Yet there is a lot to talk about SQL joins. In most SQL interviews, this is only one of the many topics your interviewer will ask you about to test your SQL fluency. To help you get familiar with the most common SQL interview questions, we have prepared the following guides:
- The 80 Top SQL Interview Questions and Answers for Beginners & Intermediate Practitioners
- Top 45 PostgreSQL Interview Questions For All Levels
- 28 Top Data Scientist Interview Questions For All Levels
Because of the high degree of uncertainty associated with interviews, this stage of the application process can be stressful. In the end, knowing the questions is only part of the story. The rest is knowing how to behave during the interview.
To help you crack the interview, we have prepared a few tips and tricks.
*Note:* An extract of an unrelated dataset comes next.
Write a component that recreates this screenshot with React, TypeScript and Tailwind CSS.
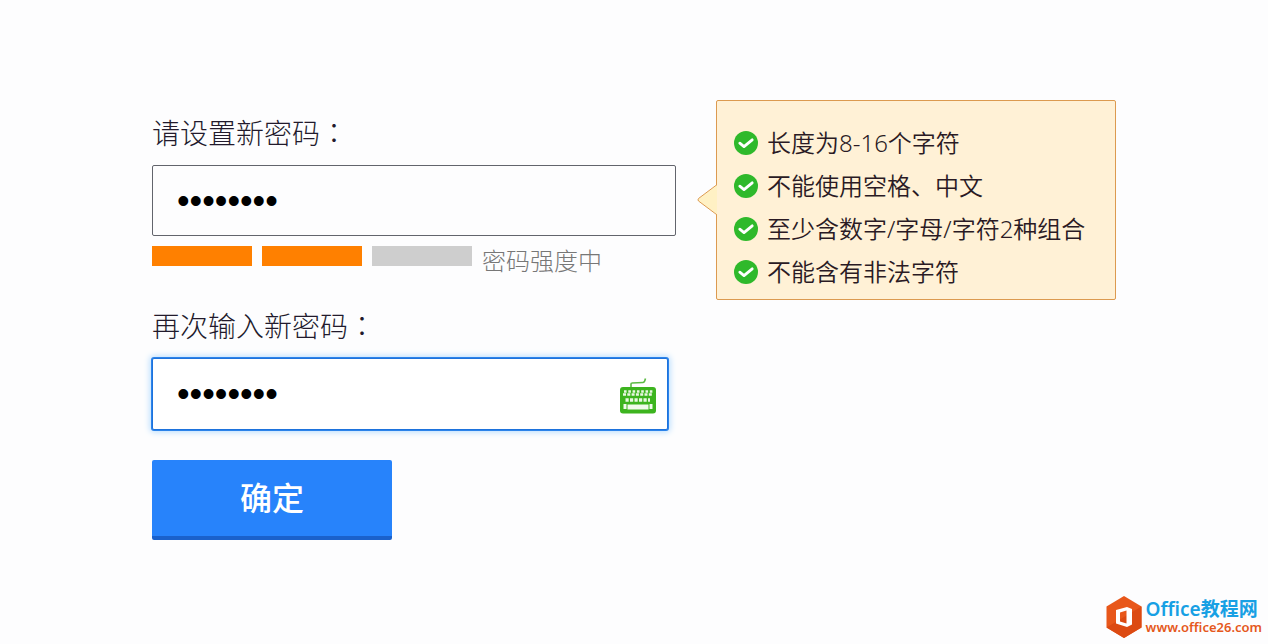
import React, { useState } from "react";

const rules = [
  "长度为8-16个字符",
  "不能使用空格、中文",
  "至少含数字/字母/字符2种组合",
  "不能含有非法字符",
];

const CheckIcon = () => (
  <svg viewBox="0 0 24 24" className="size-6 shrink-0" aria-hidden="true">
    <circle cx="12" cy="12" r="12" fill="#2fb92b" />
    <path
      d="M5.800 12.200L10 15.600L18.200 8.800"
      fill="none"
      stroke="#fff"
      strokeWidth="2.8"
      strokeLinecap="round"
      strokeLinejoin="round"
    />
  </svg>
);

const KeyboardIcon = () => (
  <svg viewBox="0 0 36 36" className="size-9" aria-hidden="true">
    <path
      d="M11 9.5V6Q11 5 12 5L23 4.500Q24.500 4.500 25.500 0.500"
      fill="none"
      stroke="#5dbb45"
      strokeWidth="1.6"
    />
    <rect x="0" y="9" width="36" height="26.500" rx="3" fill="#3db41f" />
    <path d="M4 13.500H33" stroke="#e9f8e2" strokeWidth="2.400" strokeDasharray="2.600 1.700" />
    <path d="M3 16.500H33" stroke="#e9f8e2" strokeWidth="2.400" strokeDasharray="3 1.300" />
    <path d="M5.500 22H30" stroke="#e9f8e2" strokeWidth="3.600" strokeDasharray="3.200 1.300" />
    <path d="M3.500 26H6.500V31H3.500zM7.500 26.500H28.500V31.500H7.500zM29.500 26H32.500V31H29.500z" fill="#f1faec" />
  </svg>
);

const OfficeLogo = () => (
  <svg viewBox="0 0 36 42" className="h-[42px] w-9" aria-hidden="true">
    <path d="M18 0L35.500 10.500V31.500L18 42L0.500 31.500V10.500z" fill="#e8571a" />
    <path d="M0.500 31.500L35.500 10.500V31.500L18 42z" fill="#dc4a12" />
    <path
      d="M10 14L21 11L26 13V28.500L21 31L10 27.500zM14 16.500V25.500L20.500 27.500V14.500z"
      fill="#fff"
      fillRule="evenodd"
    />
  </svg>
);

const StrengthMeter = () => (
  <div className="mt-2.5 flex items-start gap-2.5">
    <div className="h-5 w-[100px] bg-[#ff8000]" />
    <div className="h-5 w-[100px] bg-[#ff8000]" />
    <div className="h-5 w-[100px] bg-[#cecece]" />
    <span className="text-2xl/[30px] font-light text-[#777]">密码强度中</span>
  </div>
);

// the traditional face centres the full-width colon in its cell
const Colon = () => (
  <span lang="zh-Hant" className="font-['Noto_Sans_CJK_TC',sans-serif]">
    ：
  </span>
);

const RulesPanel = () => (
  <aside className="relative w-[400px] shrink-0 rounded-xs border border-[#dc9a50] bg-[#fff1d6] pt-5 pb-1.5 pl-[17px]">
    <svg viewBox="0 0 20 30" className="absolute top-[84px] -left-5 h-[30px] w-5" aria-hidden="true">
      <path d="M20 0L1.500 13.500Q0.500 15 1.500 16L20 29.500z" fill="#fff1c4" />
      <path d="M19.500 0L1.500 13.500Q0.500 15 1.500 16L19.500 29.500" fill="none" stroke="#dc9a50" />
    </svg>
    <ul>
      {rules.map((rule) => (
        <li key={rule} className="flex h-[43px] items-center gap-[9px]">
          <CheckIcon />
          <span className="text-2xl font-[350] whitespace-nowrap text-[#2a1a24]">{rule}</span>
        </li>
      ))}
    </ul>
  </aside>
);

const App = () => {
  const [password, setPassword] = useState("abcd1234");
  const [confirm, setConfirm] = useState("abcd1234");

  return (
    <div
      lang="zh-Hans"
      className="flex min-h-screen flex-col bg-[#fdfdfe] font-['Noto_Sans','Noto_Sans_CJK_SC',sans-serif]"
    >
      <main className="flex items-start gap-10 px-[152px] pt-[100px]">
        <form className="w-[524px] shrink-0 pt-4" onSubmit={(e) => e.preventDefault()}>
          <label htmlFor="password" className="block text-[28px]/8 font-light text-[#221a2c]">
            请设置新密码
            <Colon />
          </label>
          <input
            id="password"
            type="password"
            value={password}
            onChange={(e) => setPassword(e.target.value)}
            className="mt-4 block h-[71px] w-full rounded-xs border border-[#62646c] bg-transparent px-6 font-['Liberation_Sans',sans-serif] text-4xl text-black outline-none"
          />
          <StrengthMeter />

          <label htmlFor="confirm" className="mt-[33px] block text-[28px]/8 font-light text-[#221a2c]">
            再次输入新密码
            <Colon />
          </label>
          <div className="mt-4 mr-2 flex h-[72px] items-center rounded-xs border border-[#1d72dc] bg-white pr-[11px] shadow-[0_0_0_1px_#2b83ea,0_0_6px_2px_#b5dcff]">
            <input
              id="confirm"
              type="password"
              value={confirm}
              onChange={(e) => setConfirm(e.target.value)}
              className="h-full min-w-0 flex-1 bg-transparent pl-6 font-['Liberation_Sans',sans-serif] text-4xl text-black outline-none"
            />
            <button type="button" aria-label="keyboard" className="pt-1">
              <KeyboardIcon />
            </button>
          </div>

          <button
            type="submit"
            className="mt-[30px] block h-20 w-60 rounded-xs border-b-4 border-[#1a61cb] bg-[#2783fb] text-[32px] font-medium text-white"
          >
            确定
          </button>
        </form>
        <RulesPanel />
      </main>

      <footer className="mt-auto flex items-center justify-end gap-1 pr-1.5 pb-1.5">
        <OfficeLogo />
        <div>
          <p className="text-[19px]/5 font-semibold text-[#17a0e4]">Office教程网</p>
          <a href="#" className="block text-[13px]/4 font-semibold text-[#e5581c]">
            www.office26.com
          </a>
        </div>
      </footer>
    </div>
  );
};

export default App;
- No one expects you to know everything. Not having a specific skill is normal. If the company asks for a solution in R, but you only know how to do it in Python, demonstrate how you can solve problems with Python and show your willingness to learn R.
- Think before answering. Ask for more time if the question requires it. It shows that you take their questions seriously. However, do not do it for every question.
- Explain why your role is key for the company. Sometimes, especially at smaller companies, they may not fully know why they need a data scientist. If this is the case, emphasize how you can improve the company’s visibility and profits by enhancing the existing products or creating new solutions.
- Industries differ. Working as a data professional in different domains may differ quite a lot. A biotech company is different from a cloud service provider. Spend some time to understand the specifics of the company’s domain and show the company that you want to learn. However, fundamentally anyone works with the data, and the data is approachable in similar ways no matter the industry.
- Handling rejections. That is the reality of today's competitive job market. Learn from your mistakes, continue learning new skills, and improve the old ones. Ask advice from more senior employees, especially if they work in data science. You can also ask for feedback from the interviewer if you’re unsuccessful when applying for a role.
You made it! We hope this list of frequently asked SQL JOIN questions will help you prepare and nail the interview. We wish you all the luck in your incoming SQL interviews.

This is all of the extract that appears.